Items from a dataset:
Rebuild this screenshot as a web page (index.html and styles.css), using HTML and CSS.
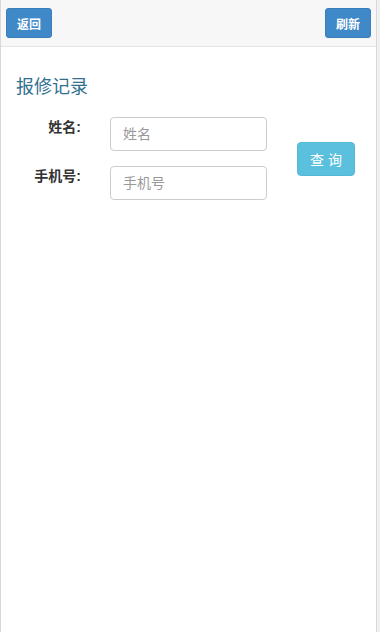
FILE: index.html
```html
<!DOCTYPE html>
<html lang="zh">
<head>
<meta charset="utf-8">
<link rel="stylesheet" href="styles.css">
</head>
<body>
<div class="page">
  <div class="topbar">
    <button class="btn btn-primary">返回</button>
    <button class="btn btn-primary">刷新</button>
  </div>
  <div class="content">
    <h3 class="title">报修记录</h3>
    <div class="search">
      <div class="fields">
        <div class="row">
          <label class="label">姓名:</label>
          <input class="input" type="text" placeholder="姓名">
        </div>
        <div class="row">
          <label class="label">手机号:</label>
          <input class="input" type="text" placeholder="手机号">
        </div>
      </div>
      <button class="btn btn-info">查 询</button>
    </div>
  </div>
</div>
</body>
</html>
```
FILE: styles.css
```css
html {
  background: #f0f0f0;
}
body {
  margin: 0;
  font-family: "Liberation Sans", "Noto Sans CJK SC", sans-serif;
  color: #333;
}
.page {
  width: 375px;
  min-height: 632px;
  background: #fff;
  border-left: 1px solid #d8d8d8;
  border-right: 1px solid #d8d8d8;
  box-sizing: content-box;
}
.topbar {
  height: 47px;
  background: #f7f7f7;
  border-bottom: 1px solid #e3e3e3;
  display: flex;
  justify-content: space-between;
  align-items: flex-start;
  padding: 8px 5px 0 5px;
  box-sizing: border-box;
}
.btn {
  border: 1px solid transparent;
  border-radius: 3px;
  color: #fff;
  font-family: inherit;
  cursor: pointer;
}
.btn-primary {
  width: 46px;
  height: 30px;
  background: #3f89c9;
  border-color: #3a7fba;
  font-size: 12px;
  font-weight: bold;
  padding: 0;
}
.content {
  padding: 0 15px;
}
.title {
  margin: 29px 0 0 0;
  font-size: 18px;
  font-weight: normal;
  color: #31708f;
  line-height: 22px;
}
.search {
  display: flex;
  align-items: center;
  margin-top: 19px;
}
.fields {
  display: flex;
  flex-direction: column;
  gap: 15px;
}
.row {
  display: flex;
  align-items: flex-start;
}
.label {
  width: 65px;
  text-align: right;
  font-size: 14px;
  font-weight: bold;
  color: #333;
  padding-top: 2px;
  line-height: 16px;
}
.input {
  margin-left: 29px;
  width: 157px;
  height: 34px;
  box-sizing: border-box;
  border: 1px solid #ccc;
  border-radius: 4px;
  padding: 0 12px;
  font-size: 14px;
  font-family: inherit;
  color: #555;
}
.input::placeholder {
  color: #999;
}
.btn-info {
  margin-left: 30px;
  width: 58px;
  height: 34px;
  background: #5bc0de;
  border-color: #53b7d6;
  border-radius: 4px;
  font-size: 14px;
  padding: 0;
  margin-top: 1px;
}
```
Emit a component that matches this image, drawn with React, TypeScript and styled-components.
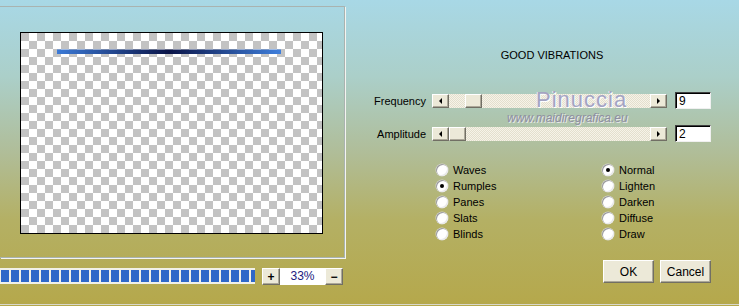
import React from 'react';
import styled, { createGlobalStyle } from 'styled-components';

const GlobalStyle = createGlobalStyle`
  html, body {
    margin: 0;
    padding: 0;
    background: #b5a94b;
  }
  body {
    font-family: "Liberation Sans", Arial, sans-serif;
    font-size: 11px;
    color: #000;
  }
`;

const Page = styled.div`
  width: 739px;
  height: 306px;
  overflow: hidden;
  display: flex;
  flex-direction: column;
  background: linear-gradient(180deg, #a8d8e6 0%, #abcfc9 25%, #b0bd98 50%, #b4b064 72%, #b5a84b 100%);
`;

const Main = styled.div`
  display: flex;
  height: 258px;
`;

const Frame = styled.div`
  box-sizing: border-box;
  flex-shrink: 0;
  margin-top: 6px;
  width: 345px;
  height: 252px;
  border: 1px solid #a9b3b0;
  border-left: none;
  box-shadow: 1px 1px 0 #f4f4f0;
  padding: 25px 0 0 20px;
`;

const Preview = styled.div`
  position: relative;
  box-sizing: border-box;
  width: 303px;
  height: 202px;
  border: 1px solid #000;
  background-color: #ffffff;
  background-image: repeating-conic-gradient(#ffffff 0 25%, #c3c3c3 0 50%);
  background-size: 16px 16px;
`;

const Stroke = styled.svg`
  position: absolute;
  left: 36px;
  top: 16px;
`;

const Side = styled.div`
  position: relative;
  flex: 1;
  min-width: 0;
  display: flex;
  flex-direction: column;
  padding-left: 20px;
`;

const Title = styled.div`
  margin-top: 48px;
  text-align: center;
  line-height: 14px;
`;

const Sliders = styled.div`
  display: flex;
  flex-direction: column;
  gap: 16px;
  margin-top: 30px;
`;

const SliderRow = styled.div`
  display: flex;
  align-items: center;
  height: 17px;
`;

const Label = styled.div`
  width: 61px;
  text-align: right;
  margin-right: 6px;
`;

const Track = styled.div`
  box-sizing: border-box;
  display: flex;
  width: 235px;
  height: 14px;
  background: repeating-conic-gradient(#f6f3e8 0 25%, #e3dfcd 0 50%) 0 0 / 2px 2px;
`;

const ScrollButton = styled.div`
  box-sizing: border-box;
  width: 17px;
  height: 14px;
  background: #ece9d8;
  border-top: 1px solid #ffffff;
  border-left: 1px solid #ffffff;
  border-right: 1px solid #716f64;
  border-bottom: 1px solid #716f64;
  box-shadow: inset -1px -1px 0 #aca899;
  display: flex;
  align-items: center;
  justify-content: center;
`;

const Thumb = styled(ScrollButton)<{ $offset: number }>`
  margin-left: ${p => p.$offset}px;
  width: 17px;
`;

const Spacer = styled.div`
  flex: 1;
`;

const Arrow = styled.span<{ $dir: 'left' | 'right' }>`
  width: 0;
  height: 0;
  border-top: 3px solid transparent;
  border-bottom: 3px solid transparent;
  ${p => (p.$dir === 'left' ? 'border-right: 3px solid #000;' : 'border-left: 3px solid #000;')}
`;

const NumField = styled.div`
  box-sizing: border-box;
  margin-left: 8px;
  width: 36px;
  height: 17px;
  background: #fff;
  border-top: 1px solid #404040;
  border-left: 1px solid #404040;
  border-right: 1px solid #f0f0f0;
  border-bottom: 1px solid #f0f0f0;
  box-shadow: inset 1px 1px 0 #000;
  padding: 1px 0 0 3px;
  font-size: 12px;
  line-height: 14px;
`;

const Watermark = styled.div`
  position: absolute;
  left: 191px;
  top: 87px;
  font-size: 22px;
  letter-spacing: 1px;
  color: #a4a4c2;
  text-shadow: 1px 1px 0 #ffffff, -1px 0 0 #e8e8f0;
  pointer-events: none;
`;

const WatermarkUrl = styled.div`
  position: absolute;
  left: 162px;
  top: 111px;
  font-size: 12px;
  font-style: italic;
  color: #8e8ea0;
  text-shadow: 1px 1px 0 #e8e8e8;
  pointer-events: none;
`;

const Options = styled.div`
  display: flex;
  margin-top: 20px;
  padding-left: 71px;
`;

const RadioColumn = styled.div`
  display: flex;
  flex-direction: column;
  width: 166px;
  &:last-child {
    width: auto;
  }
`;

const RadioRow = styled.div`
  display: flex;
  align-items: center;
  height: 16px;
`;

const RadioDot = styled.span<{ $checked: boolean }>`
  box-sizing: border-box;
  width: 12px;
  height: 12px;
  border-radius: 50%;
  margin-right: 5px;
  background: #ffffff;
  box-shadow: inset 1px 1px 0 #9a9a9a, inset -1px -1px 0 #e8e8e8, 0 0 0 0.5px #d8d8d0;
  display: flex;
  align-items: center;
  justify-content: center;
  &::after {
    content: '';
    width: 4px;
    height: 4px;
    border-radius: 50%;
    background: ${p => (p.$checked ? '#000' : 'transparent')};
  }
`;

const Footer = styled.div`
  display: flex;
  align-items: flex-start;
  height: 46px;
  border-bottom: 1px solid #d8d8cc;
`;

const Progress = styled.div`
  box-sizing: border-box;
  flex-shrink: 0;
  margin-top: 10px;
  width: 255px;
  height: 16px;
  background: #f0f0e8;
  padding: 2px 2px 2px 1px;
  display: flex;
  gap: 2px;
  overflow: hidden;
`;

const Block = styled.div`
  flex: 0 0 8px;
  background: #2e67c8;
`;

const ZoomGroup = styled.div`
  display: flex;
  margin-top: 10px;
  margin-left: 7px;
`;

const SmallButton = styled.div`
  box-sizing: border-box;
  width: 18px;
  height: 17px;
  background: #ece9d8;
  border-top: 1px solid #ffffff;
  border-left: 1px solid #ffffff;
  border-right: 1px solid #716f64;
  border-bottom: 1px solid #716f64;
  box-shadow: inset -1px -1px 0 #aca899;
  display: flex;
  align-items: center;
  justify-content: center;
  font-weight: bold;
  font-size: 12px;
  line-height: 1;
`;

const ZoomValue = styled.div`
  width: 45px;
  height: 17px;
  background: #ffffff;
  color: #1a1a80;
  text-align: center;
  font-size: 12px;
  line-height: 17px;
`;

const Actions = styled.div`
  display: flex;
  gap: 6px;
  margin: 2px 28px 0 auto;
`;

const PushButton = styled.button`
  box-sizing: border-box;
  width: 51px;
  height: 23px;
  padding: 0;
  background: #ece9d8;
  border: none;
  border-top: 1px solid #ffffff;
  border-left: 1px solid #ffffff;
  border-right: 1px solid #716f64;
  border-bottom: 1px solid #716f64;
  box-shadow: inset -1px -1px 0 #aca899;
  font-family: "Liberation Sans", Arial, sans-serif;
  font-size: 12px;
  color: #000;
`;

const sliders = [
  { label: 'Frequency', value: '9', offset: 16 },
  { label: 'Amplitude', value: '2', offset: 0 },
];

const modes = ['Waves', 'Rumples', 'Panes', 'Slats', 'Blinds'];
const blends = ['Normal', 'Lighten', 'Darken', 'Diffuse', 'Draw'];

const App: React.FC = () => {
  return (
    <>
      <GlobalStyle />
      <Page>
        <Main>
          <Frame>
            <Preview>
              <Stroke width="224" height="6" viewBox="0 0 224 6">
                <defs>
                  <linearGradient id="stroke" x1="0" x2="1" y1="0" y2="0">
                    <stop offset="0" stopColor="#3c7ad6" />
                    <stop offset="0.5" stopColor="#0a1448" />
                    <stop offset="1" stopColor="#3f7fdc" />
                  </linearGradient>
                </defs>
                <rect x="0" y="0.5" width="224" height="4.5" fill="url(#stroke)" />
              </Stroke>
            </Preview>
          </Frame>
          <Side>
            <Title>GOOD VIBRATIONS</Title>
            <Sliders>
              {sliders.map(s => (
                <SliderRow key={s.label}>
                  <Label>{s.label}</Label>
                  <Track>
                    <ScrollButton>
                      <Arrow $dir="left" />
                    </ScrollButton>
                    <Thumb $offset={s.offset} />
                    <Spacer />
                    <ScrollButton>
                      <Arrow $dir="right" />
                    </ScrollButton>
                  </Track>
                  <NumField>{s.value}</NumField>
                </SliderRow>
              ))}
            </Sliders>
            <Watermark>Pinuccia</Watermark>
            <WatermarkUrl>www.maidiregrafica.eu</WatermarkUrl>
            <Options>
              <RadioColumn>
                {modes.map(m => (
                  <RadioRow key={m}>
                    <RadioDot $checked={m === 'Rumples'} />
                    {m}
                  </RadioRow>
                ))}
              </RadioColumn>
              <RadioColumn>
                {blends.map(b => (
                  <RadioRow key={b}>
                    <RadioDot $checked={b === 'Normal'} />
                    {b}
                  </RadioRow>
                ))}
              </RadioColumn>
            </Options>
          </Side>
        </Main>
        <Footer>
          <Progress>
            {Array.from({ length: 26 }).map((_, i) => (
              <Block key={i} />
            ))}
          </Progress>
          <ZoomGroup>
            <SmallButton>+</SmallButton>
            <ZoomValue>33%</ZoomValue>
            <SmallButton>−</SmallButton>
          </ZoomGroup>
          <Actions>
            <PushButton>OK</PushButton>
            <PushButton>Cancel</PushButton>
          </Actions>
        </Footer>
      </Page>
    </>
  );
};

export default App;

Your instructions:
Copy the lines from the entries above in which the word "index" appears.

Task solution:
Rebuild this screenshot as a web page (index.html and styles.css), using HTML and CSS.
FILE: index.html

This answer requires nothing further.